The design management plan typically includes specific quality practices, assessment methodology, record-keeping, documentation requirements, resources, etc., and usually reference the sequence of activities relevant to a particular design or design category. The design management plan references applicable codes, standards, regulations and specifications. and describe the interfaces with different groups or activities that provide, or result in, an input to the design and development process.
Each design activity is planned, divided into phases, and tasks assigned to competent and skilled design personnel equipped with adequate tools and resources. Design management plans are documented and updated as the design evolves.

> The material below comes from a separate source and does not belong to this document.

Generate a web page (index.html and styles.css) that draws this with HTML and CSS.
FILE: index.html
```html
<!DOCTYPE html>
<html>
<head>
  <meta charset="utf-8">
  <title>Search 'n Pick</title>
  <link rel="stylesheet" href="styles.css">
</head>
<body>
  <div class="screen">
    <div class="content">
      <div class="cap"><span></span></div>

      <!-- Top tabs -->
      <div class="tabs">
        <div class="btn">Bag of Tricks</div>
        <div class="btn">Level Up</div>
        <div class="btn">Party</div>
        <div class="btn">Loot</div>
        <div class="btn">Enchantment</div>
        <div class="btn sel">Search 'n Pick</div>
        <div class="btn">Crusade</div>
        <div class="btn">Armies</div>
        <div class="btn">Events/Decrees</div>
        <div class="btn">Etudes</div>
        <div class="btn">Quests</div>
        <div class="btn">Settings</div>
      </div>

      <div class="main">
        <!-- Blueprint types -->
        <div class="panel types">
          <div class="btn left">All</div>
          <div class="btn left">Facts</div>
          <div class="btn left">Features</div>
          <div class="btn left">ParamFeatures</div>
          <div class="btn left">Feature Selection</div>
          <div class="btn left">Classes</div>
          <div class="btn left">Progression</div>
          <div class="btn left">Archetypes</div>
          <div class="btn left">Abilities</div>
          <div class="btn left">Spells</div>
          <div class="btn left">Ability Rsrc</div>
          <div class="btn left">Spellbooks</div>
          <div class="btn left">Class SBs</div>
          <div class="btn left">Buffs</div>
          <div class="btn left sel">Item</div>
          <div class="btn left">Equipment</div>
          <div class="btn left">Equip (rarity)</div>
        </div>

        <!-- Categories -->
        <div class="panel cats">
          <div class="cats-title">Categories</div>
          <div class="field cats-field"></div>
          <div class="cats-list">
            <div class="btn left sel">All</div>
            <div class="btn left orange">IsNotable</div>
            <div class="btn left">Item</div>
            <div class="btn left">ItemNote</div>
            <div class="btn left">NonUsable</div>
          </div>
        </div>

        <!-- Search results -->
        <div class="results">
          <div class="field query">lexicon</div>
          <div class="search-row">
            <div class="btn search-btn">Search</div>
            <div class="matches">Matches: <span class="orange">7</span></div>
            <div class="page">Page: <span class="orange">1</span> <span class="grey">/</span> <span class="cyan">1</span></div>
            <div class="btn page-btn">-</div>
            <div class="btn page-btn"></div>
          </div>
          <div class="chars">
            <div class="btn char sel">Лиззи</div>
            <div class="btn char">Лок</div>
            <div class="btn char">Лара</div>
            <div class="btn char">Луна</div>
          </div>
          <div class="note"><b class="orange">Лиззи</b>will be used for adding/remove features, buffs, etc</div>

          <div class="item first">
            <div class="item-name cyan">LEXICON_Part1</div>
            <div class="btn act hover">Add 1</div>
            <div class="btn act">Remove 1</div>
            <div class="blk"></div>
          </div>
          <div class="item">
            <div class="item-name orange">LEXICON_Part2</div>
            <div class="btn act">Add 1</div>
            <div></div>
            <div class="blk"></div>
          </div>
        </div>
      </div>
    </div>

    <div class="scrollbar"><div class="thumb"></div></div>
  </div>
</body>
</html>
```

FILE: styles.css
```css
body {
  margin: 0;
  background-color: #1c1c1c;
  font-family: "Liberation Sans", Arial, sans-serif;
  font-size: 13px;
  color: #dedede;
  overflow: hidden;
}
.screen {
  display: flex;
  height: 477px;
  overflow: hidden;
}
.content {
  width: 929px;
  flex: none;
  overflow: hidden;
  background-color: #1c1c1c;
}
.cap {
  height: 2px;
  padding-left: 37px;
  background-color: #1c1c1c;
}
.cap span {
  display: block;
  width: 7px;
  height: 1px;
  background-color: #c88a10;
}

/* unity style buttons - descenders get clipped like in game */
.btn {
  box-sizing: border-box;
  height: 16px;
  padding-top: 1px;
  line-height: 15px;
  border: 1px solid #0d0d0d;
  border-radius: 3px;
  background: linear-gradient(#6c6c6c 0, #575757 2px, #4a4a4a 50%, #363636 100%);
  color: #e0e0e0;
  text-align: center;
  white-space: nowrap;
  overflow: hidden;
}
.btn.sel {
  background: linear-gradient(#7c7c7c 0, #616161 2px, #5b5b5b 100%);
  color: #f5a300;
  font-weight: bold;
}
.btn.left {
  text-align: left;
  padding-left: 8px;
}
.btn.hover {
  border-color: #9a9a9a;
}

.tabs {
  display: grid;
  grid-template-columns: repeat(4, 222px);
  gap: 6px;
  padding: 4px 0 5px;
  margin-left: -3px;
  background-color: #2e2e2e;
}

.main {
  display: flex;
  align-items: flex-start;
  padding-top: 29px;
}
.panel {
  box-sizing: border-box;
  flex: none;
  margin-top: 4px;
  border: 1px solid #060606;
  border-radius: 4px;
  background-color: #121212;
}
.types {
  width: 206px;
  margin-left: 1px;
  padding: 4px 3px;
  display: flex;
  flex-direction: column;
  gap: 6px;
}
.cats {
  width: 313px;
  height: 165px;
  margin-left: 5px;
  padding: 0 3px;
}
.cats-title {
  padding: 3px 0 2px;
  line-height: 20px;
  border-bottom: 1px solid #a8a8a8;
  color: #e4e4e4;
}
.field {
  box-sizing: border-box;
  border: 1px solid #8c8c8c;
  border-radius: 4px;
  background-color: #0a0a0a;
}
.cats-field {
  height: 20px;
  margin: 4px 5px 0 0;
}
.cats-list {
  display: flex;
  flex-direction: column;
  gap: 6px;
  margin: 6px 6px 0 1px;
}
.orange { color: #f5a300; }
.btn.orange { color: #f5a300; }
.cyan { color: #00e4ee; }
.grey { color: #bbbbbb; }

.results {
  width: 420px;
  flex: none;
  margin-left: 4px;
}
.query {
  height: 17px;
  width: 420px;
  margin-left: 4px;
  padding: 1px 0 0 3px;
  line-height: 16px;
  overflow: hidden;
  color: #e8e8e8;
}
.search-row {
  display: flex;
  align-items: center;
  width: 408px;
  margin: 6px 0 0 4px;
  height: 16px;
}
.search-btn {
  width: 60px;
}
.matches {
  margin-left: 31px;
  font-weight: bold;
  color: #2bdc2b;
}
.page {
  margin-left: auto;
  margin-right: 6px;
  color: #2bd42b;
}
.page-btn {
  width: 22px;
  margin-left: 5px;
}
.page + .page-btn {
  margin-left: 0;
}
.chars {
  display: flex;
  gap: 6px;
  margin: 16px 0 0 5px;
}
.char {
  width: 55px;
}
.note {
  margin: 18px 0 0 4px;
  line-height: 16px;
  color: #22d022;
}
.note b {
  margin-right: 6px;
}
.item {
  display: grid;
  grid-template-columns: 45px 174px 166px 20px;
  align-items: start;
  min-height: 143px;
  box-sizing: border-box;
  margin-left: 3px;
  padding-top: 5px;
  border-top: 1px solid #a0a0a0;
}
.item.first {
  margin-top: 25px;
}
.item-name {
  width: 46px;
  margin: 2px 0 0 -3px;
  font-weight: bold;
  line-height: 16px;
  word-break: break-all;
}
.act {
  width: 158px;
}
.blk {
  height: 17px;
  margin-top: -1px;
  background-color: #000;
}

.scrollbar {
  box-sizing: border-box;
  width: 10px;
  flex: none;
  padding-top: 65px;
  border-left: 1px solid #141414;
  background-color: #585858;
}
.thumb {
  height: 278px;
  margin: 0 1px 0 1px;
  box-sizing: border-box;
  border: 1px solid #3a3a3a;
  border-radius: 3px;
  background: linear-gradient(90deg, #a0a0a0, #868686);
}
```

As required, at the commencement of a design package, the Design Manager is required to complete a Design Management Plan (DMP) which will include at a minimum:
- Confirmation of the standards baseline used for the work being undertaken and an explanation of how compliance to this baseline will be demonstrated;
- An organisation chart with defined responsibilities for all staff with direct involvement in design or with a potential impact on safety;
- Skills matrix to define the competence of individuals with ‘prepare’, ‘check’ and ‘approval’ duties;
- Scope definition and interface identification including key issues and operational requirements;
- Projected output, timelines, milestones, and defined deliverables;
- Stated processes and procedures to ensure acceptable quality assurance will be demonstrated and records maintained (specifically the formal Assurance Gates);
- Processes and procedures to be used to ensure compliance with the engineering safety management;
- The design review process, both single (SDR) and multi-design consultant (IDR) reviews and stakeholder intervention, prior to the Assurance Gate Reviews at 20%, 60% & 100% design completion stages;
- Explanation of how compliance with input requirements will be demonstrated.
Although the standard does not require a documented procedure, the design process needs to demonstrate how the process is controlled and planned. The organization, however, will need to provide some type of objective evidence as to what the planning activities include. This can be accomplished with the use of time-lines, Gantt charts or any other planning method such as Microsoft project manager.
In addition, auditors would likely want to see objective evidence of how the interfaces between other processes are managed, either through statements, or in associated procedures, process mapping, and matrix approach or in the time line planning.
Organizational and technical interfaces between different functions and departments that contribute to the design and development process are defined and the necessary information documented, transmitted and regularly reviewed.